- _DATA LINES_
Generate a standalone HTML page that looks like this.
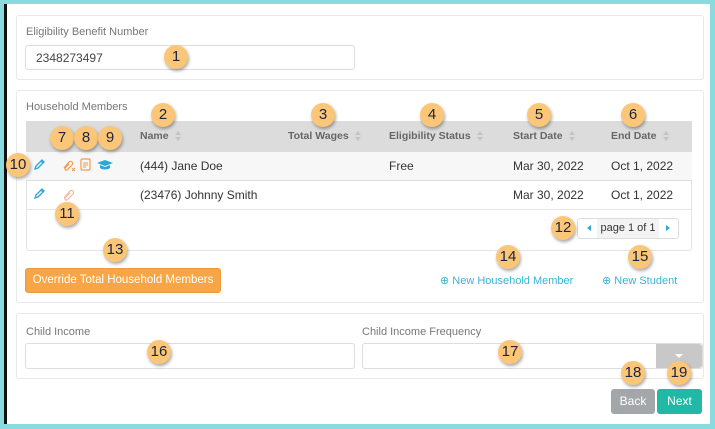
<!DOCTYPE html>
<html><head><meta charset="utf-8"><style>
*{box-sizing:border-box;margin:0;padding:0}
body{width:715px;height:429px;background:#8adbe0;position:relative;overflow:hidden;font-family:"Liberation Sans",sans-serif;color:#333;font-size:12px}
.abs{position:absolute}
.main{left:4px;top:4px;width:706px;height:420px;background:#fff;border-left:3px solid #111}
.panel{border:1px solid #e8e8e8;border-radius:3px;background:#fff}
.lbl{color:#777;font-size:11px}
.input{border:1px solid #ddd;border-radius:3px;background:#fff}
.th{font-weight:bold;color:#666;font-size:10.5px}
.sort{display:inline-block;width:7px;height:10px;vertical-align:middle;margin-left:6px;position:relative}
.sort:before{content:"";position:absolute;left:0;top:0;border-left:3.5px solid transparent;border-right:3.5px solid transparent;border-bottom:4px solid #c4c4c4}
.sort:after{content:"";position:absolute;left:0;top:6px;border-left:3.5px solid transparent;border-right:3.5px solid transparent;border-top:4px solid #c4c4c4}
.b{position:absolute;width:24px;height:24px;border-radius:50%;background:#fcc678;box-shadow:1px 2px 3px rgba(0,0,0,.35);color:#1c2440;font-size:15px;text-align:center;line-height:24px}
.link{color:#3ab3d3;font-size:11px}
</style></head><body>
<div class="abs main"></div>
<div class="abs panel" style="left:16px;top:15px;width:688px;height:65px"></div>
<div class="abs lbl" style="left:26px;top:26px">Eligibility Benefit Number</div>
<div class="abs input" style="left:25px;top:45px;width:330px;height:25px"></div>
<div class="abs" style="left:36px;top:51px;color:#444">2348273497</div>

<div class="abs panel" style="left:16px;top:90px;width:688px;height:213px"></div>
<div class="abs lbl" style="left:26px;top:101px">Household Members</div>
<div class="abs" style="left:26px;top:121px;width:666px;height:130px;border:1px solid #e3e3e3;border-radius:3px"></div>
<div class="abs" style="left:26px;top:121px;width:666px;height:31px;background:#dcdcdc"></div>
<div class="abs" style="left:26px;top:152px;width:666px;height:29px;background:#f7f7f7;border-bottom:1px solid #ddd"></div>
<div class="abs" style="left:26px;top:209px;width:666px;height:1px;background:#e6e6e6"></div>
<div class="abs th" style="left:140px;top:130px">Name<span class="sort"></span></div>
<div class="abs th" style="left:288px;top:130px">Total Wages<span class="sort"></span></div>
<div class="abs th" style="left:389px;top:130px">Eligibility Status<span class="sort"></span></div>
<div class="abs th" style="left:513px;top:130px">Start Date<span class="sort"></span></div>
<div class="abs th" style="left:611px;top:130px">End Date<span class="sort"></span></div>
<div class="abs" style="left:140px;top:159px">(444) Jane Doe</div>
<div class="abs" style="left:389px;top:159px">Free</div>
<div class="abs" style="left:513px;top:159px">Mar 30, 2022</div>
<div class="abs" style="left:611px;top:159px">Oct 1, 2022</div>
<div class="abs" style="left:140px;top:188px">(23476) Johnny Smith</div>
<div class="abs" style="left:513px;top:188px">Mar 30, 2022</div>
<div class="abs" style="left:611px;top:188px">Oct 1, 2022</div>
<svg class="abs" style="left:33px;top:159px" width="12" height="12" viewBox="0 0 12 12"><path d="M2 10l1-3 6-6 2 2-6 6z M8 2l2 2" fill="none" stroke="#2aa8d8" stroke-width="1.3"/></svg>
<svg class="abs" style="left:33px;top:188px" width="12" height="12" viewBox="0 0 12 12"><path d="M2 10l1-3 6-6 2 2-6 6z M8 2l2 2" fill="none" stroke="#2aa8d8" stroke-width="1.3"/></svg>
<svg class="abs" style="left:62px;top:159px" width="14" height="13" viewBox="0 0 14 13"><path d="M2 9l5-6a2 2 0 0 1 3 3l-5 5a1.5 1.5 0 0 1-2-2l4-4" fill="none" stroke="#f59a4a" stroke-width="1.2"/><path d="M10 9l3 3M13 9l-3 3" stroke="#f59a4a" stroke-width="1"/></svg>
<svg class="abs" style="left:80px;top:158px" width="11" height="13" viewBox="0 0 11 13"><rect x="1" y="1" width="9" height="11" rx="1" fill="none" stroke="#f59a4a" stroke-width="1.2"/><path d="M3 5h5M3 7h5M3 9h3" stroke="#f59a4a"/></svg>
<svg class="abs" style="left:97px;top:159px" width="16" height="12" viewBox="0 0 16 12"><path d="M0 4l8-3 8 3-8 3z" fill="#2aa8d8"/><path d="M3 6v3c2 2 8 2 10 0V6l-5 2z" fill="#2aa8d8"/></svg>
<svg class="abs" style="left:62px;top:188px" width="13" height="13" viewBox="0 0 13 13"><path d="M2 10l6-7a2 2 0 0 1 3 3l-6 6a1.5 1.5 0 0 1-2-2l5-5" fill="none" stroke="#f7b79a" stroke-width="1.2"/></svg>
<div class="abs" style="left:577px;top:218px;width:102px;height:21px;border:1px solid #ddd;border-radius:3px;background:#fff"></div>
<div class="abs" style="left:597px;top:219px;width:62px;height:19px;background:#f3f3f3;font-size:11px;line-height:19px;text-align:center">page 1 of 1</div>
<div class="abs" style="left:587px;top:225px;border-top:3px solid transparent;border-bottom:3px solid transparent;border-right:4px solid #2aa8d8"></div>
<div class="abs" style="left:666px;top:225px;border-top:3px solid transparent;border-bottom:3px solid transparent;border-left:4px solid #2aa8d8"></div>
<div class="abs" style="left:25px;top:268px;width:196px;height:25px;background:#f8a545;border:1px solid #eb9a3c;border-radius:3px;color:#fff;font-size:11.5px;text-align:center;line-height:23px;white-space:nowrap">Override Total Household Members</div>
<div class="abs link" style="left:440px;top:274px">⊕ New Household Member</div>
<div class="abs link" style="left:602px;top:274px">⊕ New Student</div>

<div class="abs panel" style="left:16px;top:313px;width:688px;height:66px"></div>
<div class="abs lbl" style="left:26px;top:326px">Child Income</div>
<div class="abs input" style="left:25px;top:343px;width:330px;height:26px"></div>
<div class="abs lbl" style="left:362px;top:326px">Child Income Frequency</div>
<div class="abs input" style="left:362px;top:343px;width:341px;height:26px"></div>
<div class="abs" style="left:656px;top:344px;width:46px;height:24px;background:#c8c8c8;border-radius:0 3px 3px 0"></div>
<div class="abs" style="left:675px;top:354px;border-left:4px solid transparent;border-right:4px solid transparent;border-top:4px solid #fff"></div>
<div class="abs" style="left:611px;top:389px;width:44px;height:25px;background:#a3a7aa;border-radius:3px;color:#fff;text-align:center;line-height:25px">Back</div>
<div class="abs" style="left:657px;top:389px;width:45px;height:25px;background:#20b9a5;border-radius:3px;color:#fff;text-align:center;line-height:25px">Next</div>

<div class="b" style="left:164px;top:45px">1</div>
<div class="b" style="left:151px;top:103px">2</div>
<div class="b" style="left:311px;top:103px">3</div>
<div class="b" style="left:420px;top:103px">4</div>
<div class="b" style="left:527px;top:103px">5</div>
<div class="b" style="left:621px;top:103px">6</div>
<div class="b" style="left:50px;top:126px">7</div>
<div class="b" style="left:74px;top:126px">8</div>
<div class="b" style="left:98px;top:126px">9</div>
<div class="b" style="left:6px;top:153px">10</div>
<div class="b" style="left:55px;top:202px">11</div>
<div class="b" style="left:551px;top:216px">12</div>
<div class="b" style="left:103px;top:238px">13</div>
<div class="b" style="left:496px;top:245px">14</div>
<div class="b" style="left:628px;top:245px">15</div>
<div class="b" style="left:147px;top:340px">16</div>
<div class="b" style="left:498px;top:340px">17</div>
<div class="b" style="left:621px;top:361px">18</div>
<div class="b" style="left:667px;top:361px">19</div>
</body></html>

- _CHALLENGE_
The listing above needs to be output again exactly. Don't include the pictures.

- _EXERCISE RESPONSE_
Generate a standalone HTML page that looks like this.
<!DOCTYPE html>
<html><head><meta charset="utf-8"><style>
*{box-sizing:border-box;margin:0;padding:0}
body{width:715px;height:429px;background:#8adbe0;position:relative;overflow:hidden;font-family:"Liberation Sans",sans-serif;color:#333;font-size:12px}
.abs{position:absolute}
.main{left:4px;top:4px;width:706px;height:420px;background:#fff;border-left:3px solid #111}
.panel{border:1px solid #e8e8e8;border-radius:3px;background:#fff}
.lbl{color:#777;font-size:11px}
.input{border:1px solid #ddd;border-radius:3px;background:#fff}
.th{font-weight:bold;color:#666;font-size:10.5px}
.sort{display:inline-block;width:7px;height:10px;vertical-align:middle;margin-left:6px;position:relative}
.sort:before{content:"";position:absolute;left:0;top:0;border-left:3.5px solid transparent;border-right:3.5px solid transparent;border-bottom:4px solid #c4c4c4}
.sort:after{content:"";position:absolute;left:0;top:6px;border-left:3.5px solid transparent;border-right:3.5px solid transparent;border-top:4px solid #c4c4c4}
.b{position:absolute;width:24px;height:24px;border-radius:50%;background:#fcc678;box-shadow:1px 2px 3px rgba(0,0,0,.35);color:#1c2440;font-size:15px;text-align:center;line-height:24px}
.link{color:#3ab3d3;font-size:11px}
</style></head><body>
<div class="abs main"></div>
<div class="abs panel" style="left:16px;top:15px;width:688px;height:65px"></div>
<div class="abs lbl" style="left:26px;top:26px">Eligibility Benefit Number</div>
<div class="abs input" style="left:25px;top:45px;width:330px;height:25px"></div>
<div class="abs" style="left:36px;top:51px;color:#444">2348273497</div>

<div class="abs panel" style="left:16px;top:90px;width:688px;height:213px"></div>
<div class="abs lbl" style="left:26px;top:101px">Household Members</div>
<div class="abs" style="left:26px;top:121px;width:666px;height:130px;border:1px solid #e3e3e3;border-radius:3px"></div>
<div class="abs" style="left:26px;top:121px;width:666px;height:31px;background:#dcdcdc"></div>
<div class="abs" style="left:26px;top:152px;width:666px;height:29px;background:#f7f7f7;border-bottom:1px solid #ddd"></div>
<div class="abs" style="left:26px;top:209px;width:666px;height:1px;background:#e6e6e6"></div>
<div class="abs th" style="left:140px;top:130px">Name<span class="sort"></span></div>
<div class="abs th" style="left:288px;top:130px">Total Wages<span class="sort"></span></div>
<div class="abs th" style="left:389px;top:130px">Eligibility Status<span class="sort"></span></div>
<div class="abs th" style="left:513px;top:130px">Start Date<span class="sort"></span></div>
<div class="abs th" style="left:611px;top:130px">End Date<span class="sort"></span></div>
<div class="abs" style="left:140px;top:159px">(444) Jane Doe</div>
<div class="abs" style="left:389px;top:159px">Free</div>
<div class="abs" style="left:513px;top:159px">Mar 30, 2022</div>
<div class="abs" style="left:611px;top:159px">Oct 1, 2022</div>
<div class="abs" style="left:140px;top:188px">(23476) Johnny Smith</div>
<div class="abs" style="left:513px;top:188px">Mar 30, 2022</div>
<div class="abs" style="left:611px;top:188px">Oct 1, 2022</div>
<svg class="abs" style="left:33px;top:159px" width="12" height="12" viewBox="0 0 12 12"><path d="M2 10l1-3 6-6 2 2-6 6z M8 2l2 2" fill="none" stroke="#2aa8d8" stroke-width="1.3"/></svg>
<svg class="abs" style="left:33px;top:188px" width="12" height="12" viewBox="0 0 12 12"><path d="M2 10l1-3 6-6 2 2-6 6z M8 2l2 2" fill="none" stroke="#2aa8d8" stroke-width="1.3"/></svg>
<svg class="abs" style="left:62px;top:159px" width="14" height="13" viewBox="0 0 14 13"><path d="M2 9l5-6a2 2 0 0 1 3 3l-5 5a1.5 1.5 0 0 1-2-2l4-4" fill="none" stroke="#f59a4a" stroke-width="1.2"/><path d="M10 9l3 3M13 9l-3 3" stroke="#f59a4a" stroke-width="1"/></svg>
<svg class="abs" style="left:80px;top:158px" width="11" height="13" viewBox="0 0 11 13"><rect x="1" y="1" width="9" height="11" rx="1" fill="none" stroke="#f59a4a" stroke-width="1.2"/><path d="M3 5h5M3 7h5M3 9h3" stroke="#f59a4a"/></svg>
<svg class="abs" style="left:97px;top:159px" width="16" height="12" viewBox="0 0 16 12"><path d="M0 4l8-3 8 3-8 3z" fill="#2aa8d8"/><path d="M3 6v3c2 2 8 2 10 0V6l-5 2z" fill="#2aa8d8"/></svg>
<svg class="abs" style="left:62px;top:188px" width="13" height="13" viewBox="0 0 13 13"><path d="M2 10l6-7a2 2 0 0 1 3 3l-6 6a1.5 1.5 0 0 1-2-2l5-5" fill="none" stroke="#f7b79a" stroke-width="1.2"/></svg>
<div class="abs" style="left:577px;top:218px;width:102px;height:21px;border:1px solid #ddd;border-radius:3px;background:#fff"></div>
<div class="abs" style="left:597px;top:219px;width:62px;height:19px;background:#f3f3f3;font-size:11px;line-height:19px;text-align:center">page 1 of 1</div>
<div class="abs" style="left:587px;top:225px;border-top:3px solid transparent;border-bottom:3px solid transparent;border-right:4px solid #2aa8d8"></div>
<div class="abs" style="left:666px;top:225px;border-top:3px solid transparent;border-bottom:3px solid transparent;border-left:4px solid #2aa8d8"></div>
<div class="abs" style="left:25px;top:268px;width:196px;height:25px;background:#f8a545;border:1px solid #eb9a3c;border-radius:3px;color:#fff;font-size:11.5px;text-align:center;line-height:23px;white-space:nowrap">Override Total Household Members</div>
<div class="abs link" style="left:440px;top:274px">⊕ New Household Member</div>
<div class="abs link" style="left:602px;top:274px">⊕ New Student</div>

<div class="abs panel" style="left:16px;top:313px;width:688px;height:66px"></div>
<div class="abs lbl" style="left:26px;top:326px">Child Income</div>
<div class="abs input" style="left:25px;top:343px;width:330px;height:26px"></div>
<div class="abs lbl" style="left:362px;top:326px">Child Income Frequency</div>
<div class="abs input" style="left:362px;top:343px;width:341px;height:26px"></div>
<div class="abs" style="left:656px;top:344px;width:46px;height:24px;background:#c8c8c8;border-radius:0 3px 3px 0"></div>
<div class="abs" style="left:675px;top:354px;border-left:4px solid transparent;border-right:4px solid transparent;border-top:4px solid #fff"></div>
<div class="abs" style="left:611px;top:389px;width:44px;height:25px;background:#a3a7aa;border-radius:3px;color:#fff;text-align:center;line-height:25px">Back</div>
<div class="abs" style="left:657px;top:389px;width:45px;height:25px;background:#20b9a5;border-radius:3px;color:#fff;text-align:center;line-height:25px">Next</div>

<div class="b" style="left:164px;top:45px">1</div>
<div class="b" style="left:151px;top:103px">2</div>
<div class="b" style="left:311px;top:103px">3</div>
<div class="b" style="left:420px;top:103px">4</div>
<div class="b" style="left:527px;top:103px">5</div>
<div class="b" style="left:621px;top:103px">6</div>
<div class="b" style="left:50px;top:126px">7</div>
<div class="b" style="left:74px;top:126px">8</div>
<div class="b" style="left:98px;top:126px">9</div>
<div class="b" style="left:6px;top:153px">10</div>
<div class="b" style="left:55px;top:202px">11</div>
<div class="b" style="left:551px;top:216px">12</div>
<div class="b" style="left:103px;top:238px">13</div>
<div class="b" style="left:496px;top:245px">14</div>
<div class="b" style="left:628px;top:245px">15</div>
<div class="b" style="left:147px;top:340px">16</div>
<div class="b" style="left:498px;top:340px">17</div>
<div class="b" style="left:621px;top:361px">18</div>
<div class="b" style="left:667px;top:361px">19</div>
</body></html>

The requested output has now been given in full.